# Data section start

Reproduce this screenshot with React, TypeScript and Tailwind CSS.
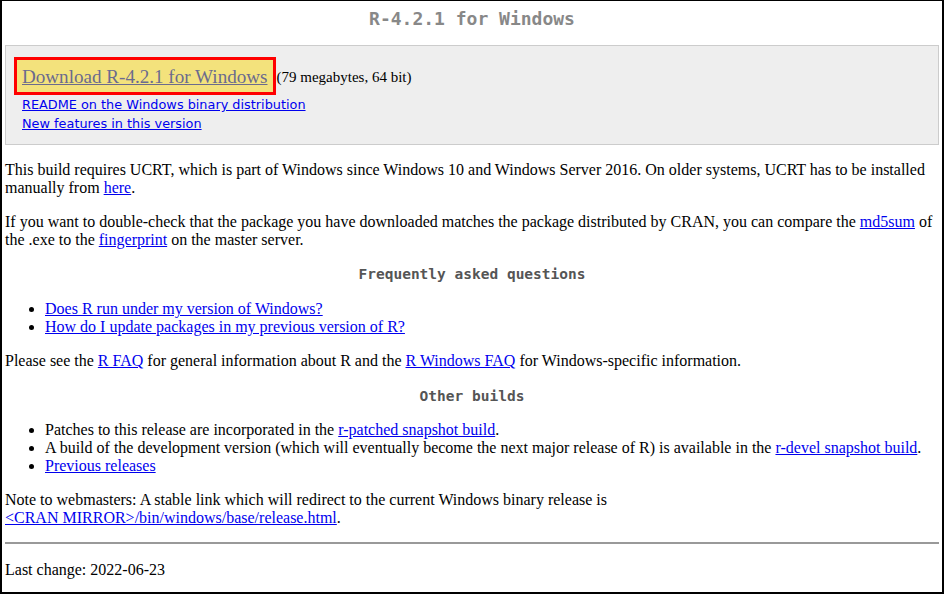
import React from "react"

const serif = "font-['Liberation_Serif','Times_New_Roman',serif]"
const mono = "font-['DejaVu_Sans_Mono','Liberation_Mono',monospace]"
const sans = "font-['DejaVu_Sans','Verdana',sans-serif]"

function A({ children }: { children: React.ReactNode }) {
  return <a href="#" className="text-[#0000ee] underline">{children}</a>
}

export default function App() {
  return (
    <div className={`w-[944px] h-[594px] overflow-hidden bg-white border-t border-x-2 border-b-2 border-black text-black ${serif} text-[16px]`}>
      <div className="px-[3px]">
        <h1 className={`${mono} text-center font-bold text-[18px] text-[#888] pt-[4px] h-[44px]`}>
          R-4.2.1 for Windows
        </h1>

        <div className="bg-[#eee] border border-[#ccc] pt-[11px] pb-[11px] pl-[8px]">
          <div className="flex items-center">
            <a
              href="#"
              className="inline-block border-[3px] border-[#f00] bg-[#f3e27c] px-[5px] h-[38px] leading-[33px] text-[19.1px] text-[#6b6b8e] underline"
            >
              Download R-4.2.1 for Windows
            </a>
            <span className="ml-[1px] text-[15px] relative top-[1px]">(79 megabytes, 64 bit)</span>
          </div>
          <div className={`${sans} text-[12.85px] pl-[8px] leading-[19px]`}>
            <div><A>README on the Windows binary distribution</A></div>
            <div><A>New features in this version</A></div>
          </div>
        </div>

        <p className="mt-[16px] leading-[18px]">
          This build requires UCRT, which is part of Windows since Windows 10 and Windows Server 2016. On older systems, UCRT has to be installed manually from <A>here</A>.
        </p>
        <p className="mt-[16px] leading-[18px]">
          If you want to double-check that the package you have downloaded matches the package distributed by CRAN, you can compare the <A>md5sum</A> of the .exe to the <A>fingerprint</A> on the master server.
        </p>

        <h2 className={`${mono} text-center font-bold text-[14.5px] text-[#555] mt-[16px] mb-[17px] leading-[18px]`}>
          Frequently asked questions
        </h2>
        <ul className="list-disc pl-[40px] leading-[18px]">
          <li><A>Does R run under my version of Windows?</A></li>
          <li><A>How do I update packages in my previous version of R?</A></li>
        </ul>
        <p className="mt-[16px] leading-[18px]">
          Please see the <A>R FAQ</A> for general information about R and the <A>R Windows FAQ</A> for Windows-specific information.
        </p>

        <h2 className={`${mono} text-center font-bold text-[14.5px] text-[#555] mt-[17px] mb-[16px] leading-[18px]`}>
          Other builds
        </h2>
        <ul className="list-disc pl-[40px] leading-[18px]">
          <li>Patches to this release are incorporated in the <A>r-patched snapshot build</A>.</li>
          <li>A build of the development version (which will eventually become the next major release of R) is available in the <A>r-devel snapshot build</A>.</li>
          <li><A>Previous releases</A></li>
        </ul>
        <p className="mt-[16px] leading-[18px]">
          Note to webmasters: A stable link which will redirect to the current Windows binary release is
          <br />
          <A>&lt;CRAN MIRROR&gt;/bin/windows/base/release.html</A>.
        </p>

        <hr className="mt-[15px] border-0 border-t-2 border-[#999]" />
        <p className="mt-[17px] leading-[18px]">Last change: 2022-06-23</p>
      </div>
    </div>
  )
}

# Data section end

- _What you have to do_: Leave out the pictures and give the listing above again exactly.

- _Expected answer_:
Reproduce this screenshot with React, TypeScript and Tailwind CSS.
import React from "react"

const serif = "font-['Liberation_Serif','Times_New_Roman',serif]"
const mono = "font-['DejaVu_Sans_Mono','Liberation_Mono',monospace]"
const sans = "font-['DejaVu_Sans','Verdana',sans-serif]"

function A({ children }: { children: React.ReactNode }) {
  return <a href="#" className="text-[#0000ee] underline">{children}</a>
}

export default function App() {
  return (
    <div className={`w-[944px] h-[594px] overflow-hidden bg-white border-t border-x-2 border-b-2 border-black text-black ${serif} text-[16px]`}>
      <div className="px-[3px]">
        <h1 className={`${mono} text-center font-bold text-[18px] text-[#888] pt-[4px] h-[44px]`}>
          R-4.2.1 for Windows
        </h1>

        <div className="bg-[#eee] border border-[#ccc] pt-[11px] pb-[11px] pl-[8px]">
          <div className="flex items-center">
            <a
              href="#"
              className="inline-block border-[3px] border-[#f00] bg-[#f3e27c] px-[5px] h-[38px] leading-[33px] text-[19.1px] text-[#6b6b8e] underline"
            >
              Download R-4.2.1 for Windows
            </a>
            <span className="ml-[1px] text-[15px] relative top-[1px]">(79 megabytes, 64 bit)</span>
          </div>
          <div className={`${sans} text-[12.85px] pl-[8px] leading-[19px]`}>
            <div><A>README on the Windows binary distribution</A></div>
            <div><A>New features in this version</A></div>
          </div>
        </div>

        <p className="mt-[16px] leading-[18px]">
          This build requires UCRT, which is part of Windows since Windows 10 and Windows Server 2016. On older systems, UCRT has to be installed manually from <A>here</A>.
        </p>
        <p className="mt-[16px] leading-[18px]">
          If you want to double-check that the package you have downloaded matches the package distributed by CRAN, you can compare the <A>md5sum</A> of the .exe to the <A>fingerprint</A> on the master server.
        </p>

        <h2 className={`${mono} text-center font-bold text-[14.5px] text-[#555] mt-[16px] mb-[17px] leading-[18px]`}>
          Frequently asked questions
        </h2>
        <ul className="list-disc pl-[40px] leading-[18px]">
          <li><A>Does R run under my version of Windows?</A></li>
          <li><A>How do I update packages in my previous version of R?</A></li>
        </ul>
        <p className="mt-[16px] leading-[18px]">
          Please see the <A>R FAQ</A> for general information about R and the <A>R Windows FAQ</A> for Windows-specific information.
        </p>

        <h2 className={`${mono} text-center font-bold text-[14.5px] text-[#555] mt-[17px] mb-[16px] leading-[18px]`}>
          Other builds
        </h2>
        <ul className="list-disc pl-[40px] leading-[18px]">
          <li>Patches to this release are incorporated in the <A>r-patched snapshot build</A>.</li>
          <li>A build of the development version (which will eventually become the next major release of R) is available in the <A>r-devel snapshot build</A>.</li>
          <li><A>Previous releases</A></li>
        </ul>
        <p className="mt-[16px] leading-[18px]">
          Note to webmasters: A stable link which will redirect to the current Windows binary release is
          <br />
          <A>&lt;CRAN MIRROR&gt;/bin/windows/base/release.html</A>.
        </p>

        <hr className="mt-[15px] border-0 border-t-2 border-[#999]" />
        <p className="mt-[17px] leading-[18px]">Last change: 2022-06-23</p>
      </div>
    </div>
  )
}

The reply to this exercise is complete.